Just got a message from a public relations student asking me for advice on a speechwriting career. I resisted the competition-stifling urge to invent some dire reason why she should go into some other field (“You’re very brave, given all that media hysteria about Speechwriter Syndrome. If you ask me, it’s way overblown – I hardly even miss my pancreas. What’s that? Why, yes, polling can be an even more lucrative field. No thanks needed; happy to be of help.”) and instead offered the following, which I’m posting in case anyone else finds it useful:

The single best advice I can offer on speechwriting is to do it. Find volunteer opportunities to write speeches: community agencies that are making presentations to city council, a parents’ advisory committee that wants to appear before the school board, whatever grabs you. Start small, with speeches that are maybe five or six minutes long, and then work your way up to longer ones.

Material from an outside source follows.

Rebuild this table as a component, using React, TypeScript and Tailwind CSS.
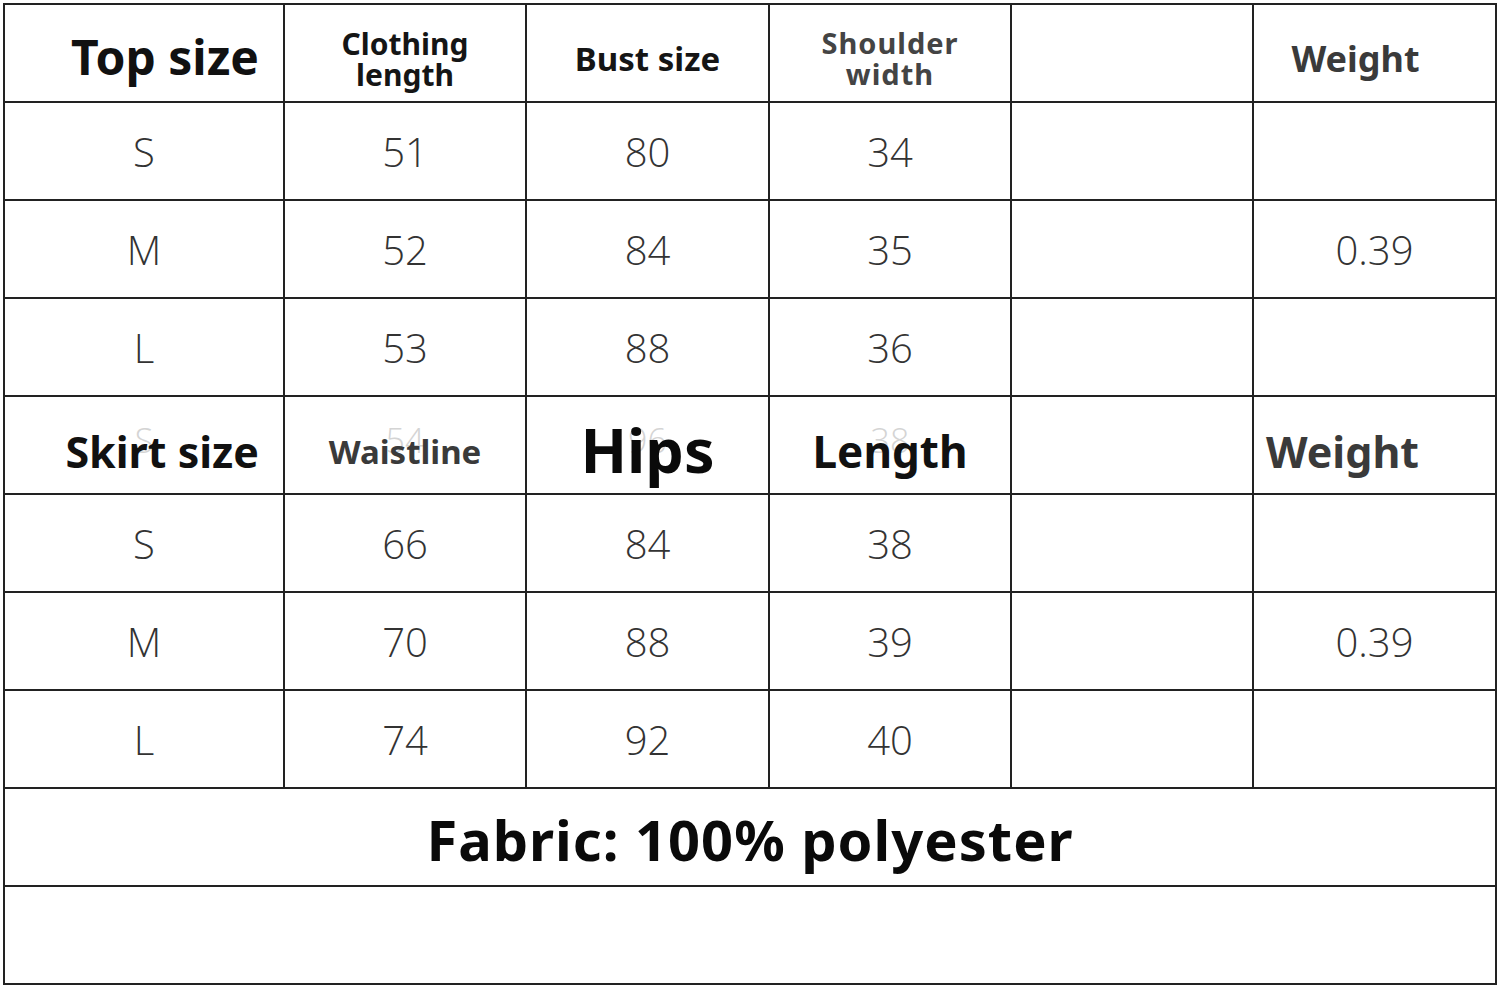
import React from "react";

const head = "font-['Noto_Sans','DejaVu_Sans',sans-serif] font-bold";
const num = "font-['Open_Sans','Noto_Sans',sans-serif] font-light text-[40px] text-[#333]";

function Cell({ children, className = "" }: { children?: React.ReactNode; className?: string }) {
  return <div className={`bg-white flex items-center justify-center ${className}`}>{children}</div>;
}

function Ghost({ text }: { text: string }) {
  return (
    <span className="absolute inset-0 flex items-center justify-center pb-[10px] font-['Open_Sans',sans-serif] font-light text-[34px] text-[#d4d4d4] pointer-events-none">
      {text}
    </span>
  );
}

const topRows = [
  ["S", "51", "80", "34", "", ""],
  ["M", "52", "84", "35", "", "0.39"],
  ["L", "53", "88", "36", "", ""],
];
const skirtRows = [
  ["S", "66", "84", "38", "", ""],
  ["M", "70", "88", "39", "", "0.39"],
  ["L", "74", "92", "40", "", ""],
];

function DataRows({ rows }: { rows: string[][] }) {
  return (
    <>
      {rows.map((r, i) =>
        r.map((v, j) => (
          <Cell key={`${i}-${j}`} className={`${num} pt-[2px]`}>
            {v}
          </Cell>
        ))
      )}
    </>
  );
}

export default function App() {
  return (
    <div className="w-[1500px] h-[992px] bg-white overflow-hidden">
      <div className="grid grid-cols-[278px_240px_241px_240px_240px_241px] grid-rows-[repeat(10,96px)] gap-[2px] p-[2px] bg-[#222] w-[1494px] ml-[3px] mt-[3px]">
        {/* top header */}
        <Cell className={`${head} text-[48px] text-[#111] justify-end pr-[24px] pt-[8px]`}>Top size</Cell>
        <Cell className={`${head} text-[30px] leading-[31px] text-[#151515] text-center pt-[12px]`}>
          <div>
            Clothing
            <br />
            length
          </div>
        </Cell>
        <Cell className={`${head} text-[33px] text-[#151515] pt-[12px]`}>Bust size</Cell>
        <Cell className={`${head} text-[29px] tracking-[1px] leading-[31px] text-[#444] text-center pt-[10px]`}>
          <div>
            Shoulder
            <br />
            width
          </div>
        </Cell>
        <Cell />
        <Cell className={`${head} text-[36px] text-[#3a3a3a] pr-[38px] pt-[12px]`}>Weight</Cell>

        <DataRows rows={topRows} />

        {/* skirt header */}
        <Cell className={`${head} relative text-[43px] text-[#111] justify-end pr-[24px] pt-[14px]`}>
          <Ghost text="S" />
          <span className="relative">Skirt size</span>
        </Cell>
        <Cell className={`${head} relative text-[33px] text-[#3a3a3a] pt-[14px]`}>
          <Ghost text="54" />
          <span className="relative">Waistline</span>
        </Cell>
        <Cell className={`${head} relative text-[61px] text-[#0a0a0a] pt-[10px]`}>
          <Ghost text="96" />
          <span className="relative">Hips</span>
        </Cell>
        <Cell className={`${head} relative text-[44px] text-[#111] pt-[12px]`}>
          <Ghost text="38" />
          <span className="relative">Length</span>
        </Cell>
        <Cell />
        <Cell className={`${head} text-[43px] text-[#3a3a3a] pr-[64px] pt-[14px]`}>Weight</Cell>

        <DataRows rows={skirtRows} />

        <Cell className={`${head} col-span-6 text-[56px] tracking-[1px] text-[#0a0a0a] pt-[4px]`}>Fabric: 100% polyester</Cell>
        <Cell className="col-span-6" />
      </div>
    </div>
  );
}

There are all sorts of books on speechwriting, some of them great (Peggy Noonan’s first book, the title of which escapes me — I think it may be “On Speaking Well” — is wonderful, even if she does come from the opposite side of the political spectrum from me) and some of them less so. (Avoid anything with the words “1,000 Great Jokes For Wedding Toasts” in the title.) There are also some great resources online, such as the American Rhetoric site.

But there’s nothing like reading and, ideally, listening to great speeches to really hone your craft. Check out Bill Clinton’s and Barack Obama‘s addresses to the 2004 Democratic National Convention, Martin Luther King, Aung Sun Suu Kyi and others. There’s also the terrific Penguin Book of Twentieth-Century Speeches and Dennis Gruending’s Great Canadian Speeches.

My writing tips, in skeletal format: keep your sentences short and simple. Vary your pace for focus, emphasis and variety. Use humour freely. Parallel structure and groups of three (“I came, I saw, I conquered”) are your friends. Cliches aren’t. Set out at the outset what your speech will entail, and give at least an implied outline, with subtle cues along the way so your audience knows how far they are from the end and the bathroom. Concrete examples, visual images, conflict and drama will all trump statistics, but a carefully-chosen compelling number can still help make your case. End with some kind of call to action, whether it’s simply to consider what’s been said or to storm the Legislature with torches and pitchforks. And begin and end with a needle-sharp focus on your message: exactly what it is your speaker wants to say, wants the audience to believe, and wants the media to report.